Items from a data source
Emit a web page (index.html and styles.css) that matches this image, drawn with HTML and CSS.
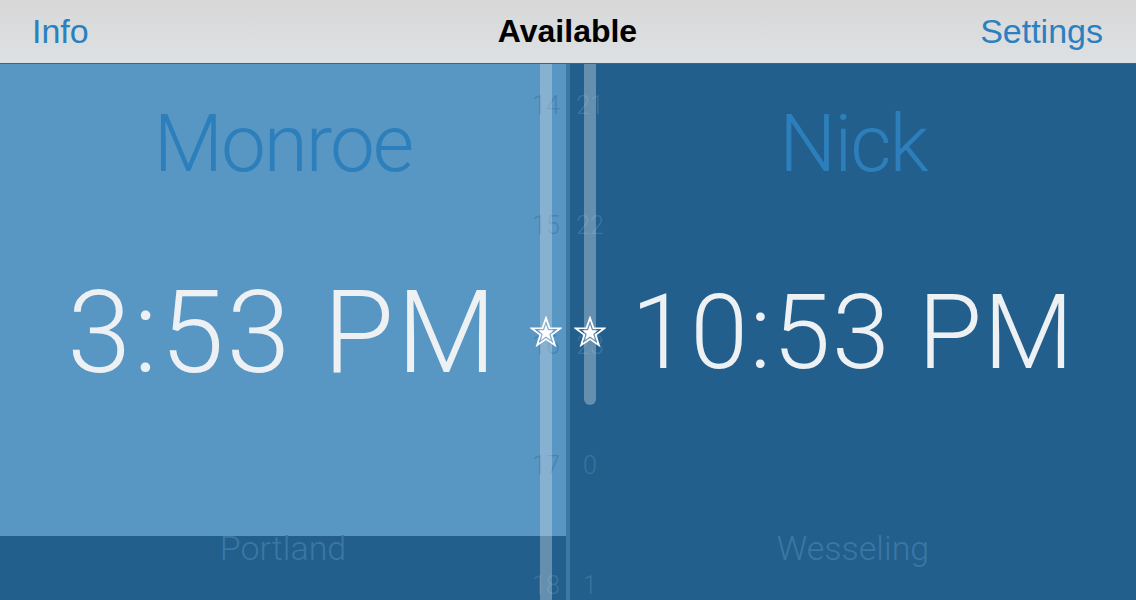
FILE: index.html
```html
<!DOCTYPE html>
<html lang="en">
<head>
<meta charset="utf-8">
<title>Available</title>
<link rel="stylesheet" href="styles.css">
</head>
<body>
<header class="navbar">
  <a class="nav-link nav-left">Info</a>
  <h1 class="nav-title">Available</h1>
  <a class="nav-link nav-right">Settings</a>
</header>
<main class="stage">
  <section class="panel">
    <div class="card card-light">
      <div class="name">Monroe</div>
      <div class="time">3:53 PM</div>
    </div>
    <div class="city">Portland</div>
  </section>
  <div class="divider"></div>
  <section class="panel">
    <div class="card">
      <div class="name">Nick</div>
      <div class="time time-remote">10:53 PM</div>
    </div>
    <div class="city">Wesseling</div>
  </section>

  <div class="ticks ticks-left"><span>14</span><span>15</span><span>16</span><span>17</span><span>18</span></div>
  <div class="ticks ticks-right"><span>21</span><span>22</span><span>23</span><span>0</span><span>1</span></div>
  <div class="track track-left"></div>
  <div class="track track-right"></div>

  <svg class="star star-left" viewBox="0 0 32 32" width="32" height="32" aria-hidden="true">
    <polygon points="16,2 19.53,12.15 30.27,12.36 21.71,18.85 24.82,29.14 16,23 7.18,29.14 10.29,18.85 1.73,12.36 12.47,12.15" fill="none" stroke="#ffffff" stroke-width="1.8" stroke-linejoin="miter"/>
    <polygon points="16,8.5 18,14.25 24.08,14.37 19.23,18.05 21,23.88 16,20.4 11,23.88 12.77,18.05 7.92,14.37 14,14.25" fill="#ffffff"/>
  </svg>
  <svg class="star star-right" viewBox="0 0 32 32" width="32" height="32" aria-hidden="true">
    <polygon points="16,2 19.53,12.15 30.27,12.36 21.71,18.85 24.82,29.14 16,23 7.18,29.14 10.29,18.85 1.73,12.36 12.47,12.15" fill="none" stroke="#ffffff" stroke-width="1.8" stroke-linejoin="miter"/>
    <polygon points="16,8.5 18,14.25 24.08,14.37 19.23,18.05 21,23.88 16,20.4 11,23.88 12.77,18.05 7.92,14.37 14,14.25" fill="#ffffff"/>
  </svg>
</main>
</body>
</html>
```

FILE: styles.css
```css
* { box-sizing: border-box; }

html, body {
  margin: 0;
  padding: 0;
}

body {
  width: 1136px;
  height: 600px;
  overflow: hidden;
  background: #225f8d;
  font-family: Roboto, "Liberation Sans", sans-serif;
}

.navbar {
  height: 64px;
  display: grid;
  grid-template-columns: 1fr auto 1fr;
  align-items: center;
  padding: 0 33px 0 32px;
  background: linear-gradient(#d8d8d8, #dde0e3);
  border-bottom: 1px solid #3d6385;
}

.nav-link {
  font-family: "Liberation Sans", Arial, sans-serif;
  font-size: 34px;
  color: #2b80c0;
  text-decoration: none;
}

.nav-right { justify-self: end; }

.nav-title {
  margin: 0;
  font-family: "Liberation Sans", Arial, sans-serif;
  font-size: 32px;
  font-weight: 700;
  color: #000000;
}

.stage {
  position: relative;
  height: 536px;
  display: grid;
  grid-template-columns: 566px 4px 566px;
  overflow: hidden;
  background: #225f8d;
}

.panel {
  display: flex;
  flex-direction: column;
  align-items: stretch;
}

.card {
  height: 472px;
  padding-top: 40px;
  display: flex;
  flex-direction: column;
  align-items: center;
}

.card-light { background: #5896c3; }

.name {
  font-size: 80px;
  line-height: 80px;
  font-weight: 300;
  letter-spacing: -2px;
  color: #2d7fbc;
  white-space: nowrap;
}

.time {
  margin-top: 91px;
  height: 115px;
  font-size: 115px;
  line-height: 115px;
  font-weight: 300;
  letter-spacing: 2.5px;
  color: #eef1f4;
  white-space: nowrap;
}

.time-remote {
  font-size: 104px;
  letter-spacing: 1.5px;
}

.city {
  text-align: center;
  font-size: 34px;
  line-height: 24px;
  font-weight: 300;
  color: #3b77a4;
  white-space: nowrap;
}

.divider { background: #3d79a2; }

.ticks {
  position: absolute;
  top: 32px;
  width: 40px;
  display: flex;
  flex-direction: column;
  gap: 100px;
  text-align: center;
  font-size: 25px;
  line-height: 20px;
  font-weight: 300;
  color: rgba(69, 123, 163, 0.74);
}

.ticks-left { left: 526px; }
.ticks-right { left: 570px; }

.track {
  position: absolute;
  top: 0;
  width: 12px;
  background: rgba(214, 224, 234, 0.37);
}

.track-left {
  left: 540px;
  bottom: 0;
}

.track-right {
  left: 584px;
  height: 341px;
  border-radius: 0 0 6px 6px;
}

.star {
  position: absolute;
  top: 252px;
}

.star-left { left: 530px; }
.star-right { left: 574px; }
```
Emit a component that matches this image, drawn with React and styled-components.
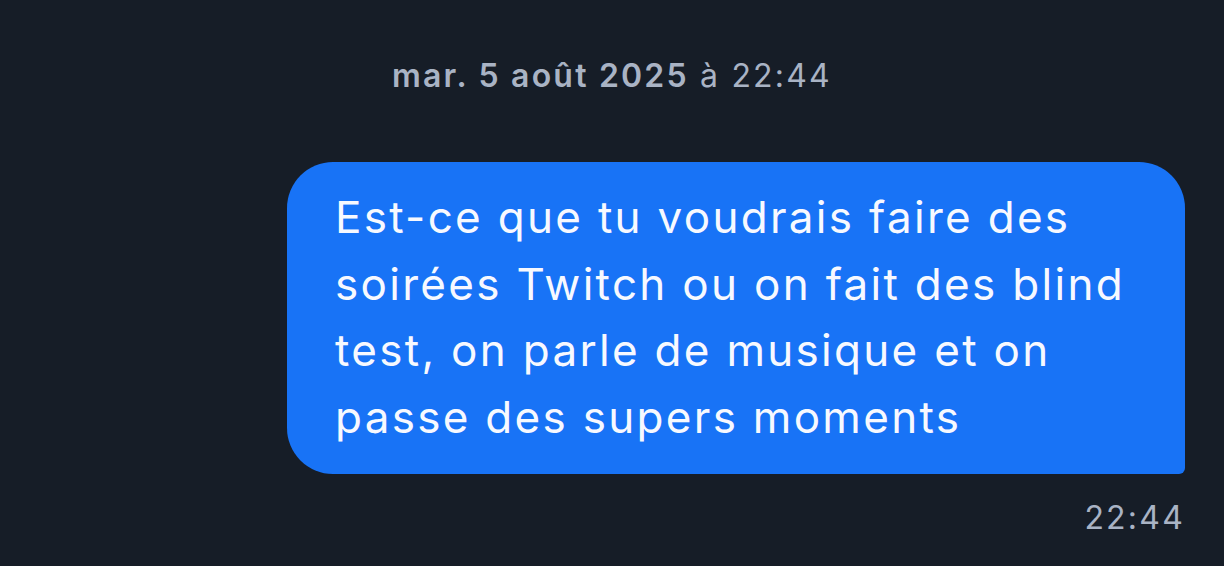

**Do this:** Copy every entry exactly as written. Pictures are excluded.

**Answer to this task:**
Emit a web page (index.html and styles.css) that matches this image, drawn with HTML and CSS.
FILE: index.html
```html
<!DOCTYPE html>
<html lang="en">
<head>
<meta charset="utf-8">
<title>Available</title>
<link rel="stylesheet" href="styles.css">
</head>
<body>
<header class="navbar">
  <a class="nav-link nav-left">Info</a>
  <h1 class="nav-title">Available</h1>
  <a class="nav-link nav-right">Settings</a>
</header>
<main class="stage">
  <section class="panel">
    <div class="card card-light">
      <div class="name">Monroe</div>
      <div class="time">3:53 PM</div>
    </div>
    <div class="city">Portland</div>
  </section>
  <div class="divider"></div>
  <section class="panel">
    <div class="card">
      <div class="name">Nick</div>
      <div class="time time-remote">10:53 PM</div>
    </div>
    <div class="city">Wesseling</div>
  </section>

  <div class="ticks ticks-left"><span>14</span><span>15</span><span>16</span><span>17</span><span>18</span></div>
  <div class="ticks ticks-right"><span>21</span><span>22</span><span>23</span><span>0</span><span>1</span></div>
  <div class="track track-left"></div>
  <div class="track track-right"></div>

  <svg class="star star-left" viewBox="0 0 32 32" width="32" height="32" aria-hidden="true">
    <polygon points="16,2 19.53,12.15 30.27,12.36 21.71,18.85 24.82,29.14 16,23 7.18,29.14 10.29,18.85 1.73,12.36 12.47,12.15" fill="none" stroke="#ffffff" stroke-width="1.8" stroke-linejoin="miter"/>
    <polygon points="16,8.5 18,14.25 24.08,14.37 19.23,18.05 21,23.88 16,20.4 11,23.88 12.77,18.05 7.92,14.37 14,14.25" fill="#ffffff"/>
  </svg>
  <svg class="star star-right" viewBox="0 0 32 32" width="32" height="32" aria-hidden="true">
    <polygon points="16,2 19.53,12.15 30.27,12.36 21.71,18.85 24.82,29.14 16,23 7.18,29.14 10.29,18.85 1.73,12.36 12.47,12.15" fill="none" stroke="#ffffff" stroke-width="1.8" stroke-linejoin="miter"/>
    <polygon points="16,8.5 18,14.25 24.08,14.37 19.23,18.05 21,23.88 16,20.4 11,23.88 12.77,18.05 7.92,14.37 14,14.25" fill="#ffffff"/>
  </svg>
</main>
</body>
</html>
```

FILE: styles.css
```css
* { box-sizing: border-box; }

html, body {
  margin: 0;
  padding: 0;
}

body {
  width: 1136px;
  height: 600px;
  overflow: hidden;
  background: #225f8d;
  font-family: Roboto, "Liberation Sans", sans-serif;
}

.navbar {
  height: 64px;
  display: grid;
  grid-template-columns: 1fr auto 1fr;
  align-items: center;
  padding: 0 33px 0 32px;
  background: linear-gradient(#d8d8d8, #dde0e3);
  border-bottom: 1px solid #3d6385;
}

.nav-link {
  font-family: "Liberation Sans", Arial, sans-serif;
  font-size: 34px;
  color: #2b80c0;
  text-decoration: none;
}

.nav-right { justify-self: end; }

.nav-title {
  margin: 0;
  font-family: "Liberation Sans", Arial, sans-serif;
  font-size: 32px;
  font-weight: 700;
  color: #000000;
}

.stage {
  position: relative;
  height: 536px;
  display: grid;
  grid-template-columns: 566px 4px 566px;
  overflow: hidden;
  background: #225f8d;
}

.panel {
  display: flex;
  flex-direction: column;
  align-items: stretch;
}

.card {
  height: 472px;
  padding-top: 40px;
  display: flex;
  flex-direction: column;
  align-items: center;
}

.card-light { background: #5896c3; }

.name {
  font-size: 80px;
  line-height: 80px;
  font-weight: 300;
  letter-spacing: -2px;
  color: #2d7fbc;
  white-space: nowrap;
}

.time {
  margin-top: 91px;
  height: 115px;
  font-size: 115px;
  line-height: 115px;
  font-weight: 300;
  letter-spacing: 2.5px;
  color: #eef1f4;
  white-space: nowrap;
}

.time-remote {
  font-size: 104px;
  letter-spacing: 1.5px;
}

.city {
  text-align: center;
  font-size: 34px;
  line-height: 24px;
  font-weight: 300;
  color: #3b77a4;
  white-space: nowrap;
}

.divider { background: #3d79a2; }

.ticks {
  position: absolute;
  top: 32px;
  width: 40px;
  display: flex;
  flex-direction: column;
  gap: 100px;
  text-align: center;
  font-size: 25px;
  line-height: 20px;
  font-weight: 300;
  color: rgba(69, 123, 163, 0.74);
}

.ticks-left { left: 526px; }
.ticks-right { left: 570px; }

.track {
  position: absolute;
  top: 0;
  width: 12px;
  background: rgba(214, 224, 234, 0.37);
}

.track-left {
  left: 540px;
  bottom: 0;
}

.track-right {
  left: 584px;
  height: 341px;
  border-radius: 0 0 6px 6px;
}

.star {
  position: absolute;
  top: 252px;
}

.star-left { left: 530px; }
.star-right { left: 574px; }
```
Emit a component that matches this image, drawn with React and styled-components.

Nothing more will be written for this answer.